Artificial intelligence is dramatically accelerating the speed at which software is built, but one major challenge continues slowing teams down: ensuring that applications actually work as intended. As developers increasingly rely on AI coding tools to ship products faster, quality assurance has emerged as one of the biggest bottlenecks in modern software development. Belgian startup Holmes believes the future of testing must also become autonomous, and investors are backing that vision with fresh funding.
The Ghent based company has officially launched with €1.1 million in pre seed funding aimed at building a new generation of AI powered quality assurance tools.

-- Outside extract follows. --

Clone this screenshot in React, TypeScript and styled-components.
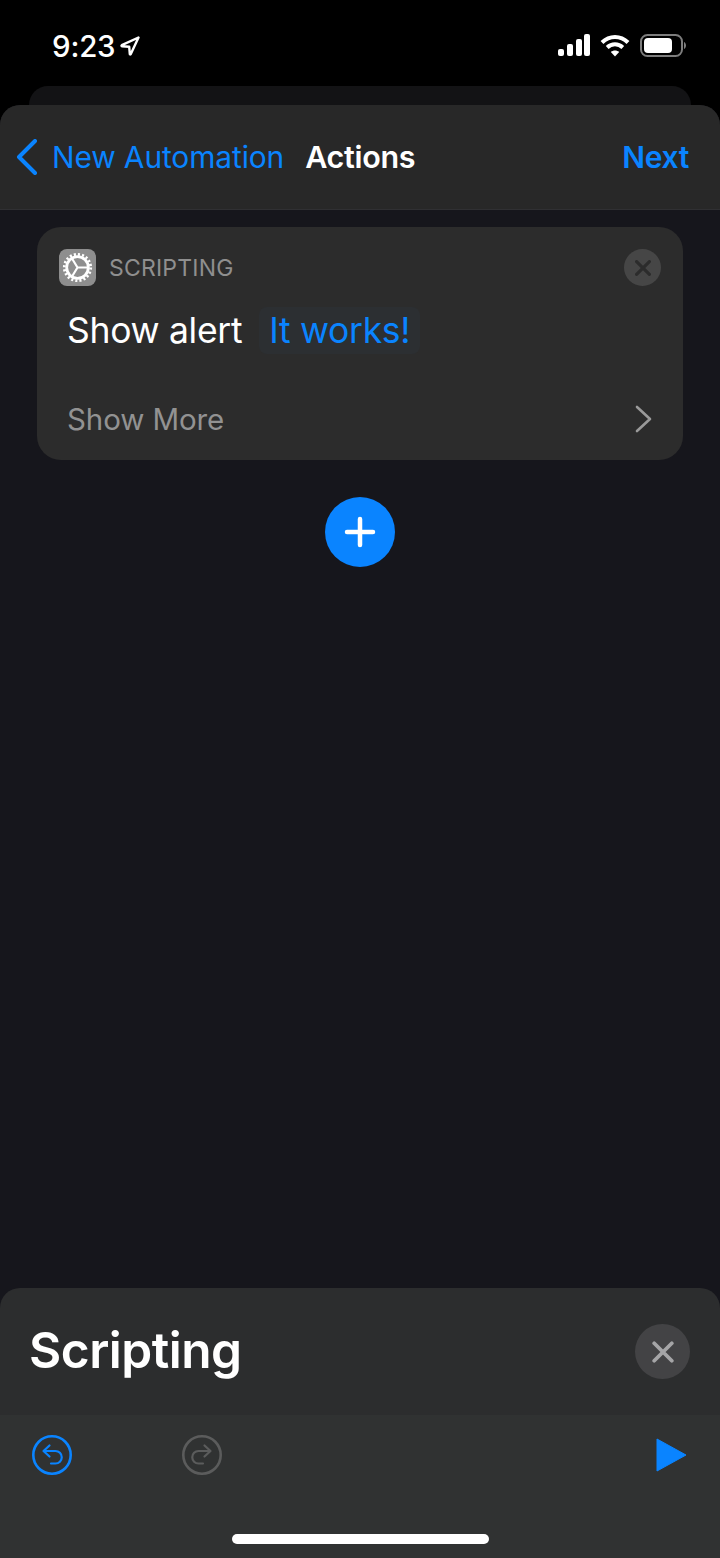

The round was led by Syndicate One and included participation from prominent figures in Belgium’s technology ecosystem, including Roeland Delrue, Willem Delbare, Louis Jonckheere, and entrepreneur Thomas Van Overbeke.
Investment firms NewSchool.vc, RDY Capital, and 100IN also joined the round, reflecting strong support from the wider Ghent startup ecosystem behind companies such as Aikido and Henchman.
Automating Quality Assurance
Holmes was founded by Robin Praet, Robbrecht Delrue, and Sofie Buyse. The company is developing an autonomous quality assurance platform designed specifically for software teams building products at AI accelerated speed.
Traditional software testing often depends on manually written scripts that require continuous maintenance as applications evolve. Engineering and product teams typically spend significant time updating tests, identifying broken workflows, and verifying that new product changes do not disrupt existing functionality.
Holmes is taking a different approach. Instead of relying on static scripts, the platform learns how a product behaves and analyses how users interact with it. Based on those workflows, the system automatically generates and updates tests in real time, ensuring that critical user journeys continue functioning properly as the product changes.
The company believes this autonomous approach can remove much of the repetitive and time consuming work associated with modern software quality assurance.
Solving a Growing Industry Bottleneck
According to Sofie Buyse, quality assurance is often treated as an essential responsibility that no one fully owns within growing software companies. She explained that testing work frequently falls onto developers and product managers who are already balancing multiple priorities.
Buyse drew from her experience at Henchman, where she saw firsthand how QA challenges could slow down teams and create operational friction. Holmes was built to automate that process while allowing companies to continue shipping products with greater speed and confidence.
Co founder Robbrecht Delrue added that many startups and software companies do not invest heavily in dedicated QA teams during their early stages. However, as products scale and development becomes more complex, manual testing increasingly limits release velocity and product growth.
Holmes aims to address that problem by providing software teams with a scalable quality assurance layer that evolves alongside their products.
Supported by Experienced Tech Leaders
Beyond its founding team, Holmes is also working closely with a network of experienced technology advisors helping shape product development and strategy. Advisors include Dieter Wachters, Haroen Vermylen, Jaap Vergote, and Ivo Minjauw.
The newly raised funding will be used to accelerate development of the Holmes platform, expand the company’s engineering and product teams, and support rollout beyond its current group of design partners.
As AI tools continue transforming software development workflows worldwide, Holmes is positioning itself as part of a new generation of startups focused on solving the operational challenges created by faster, AI driven product creation.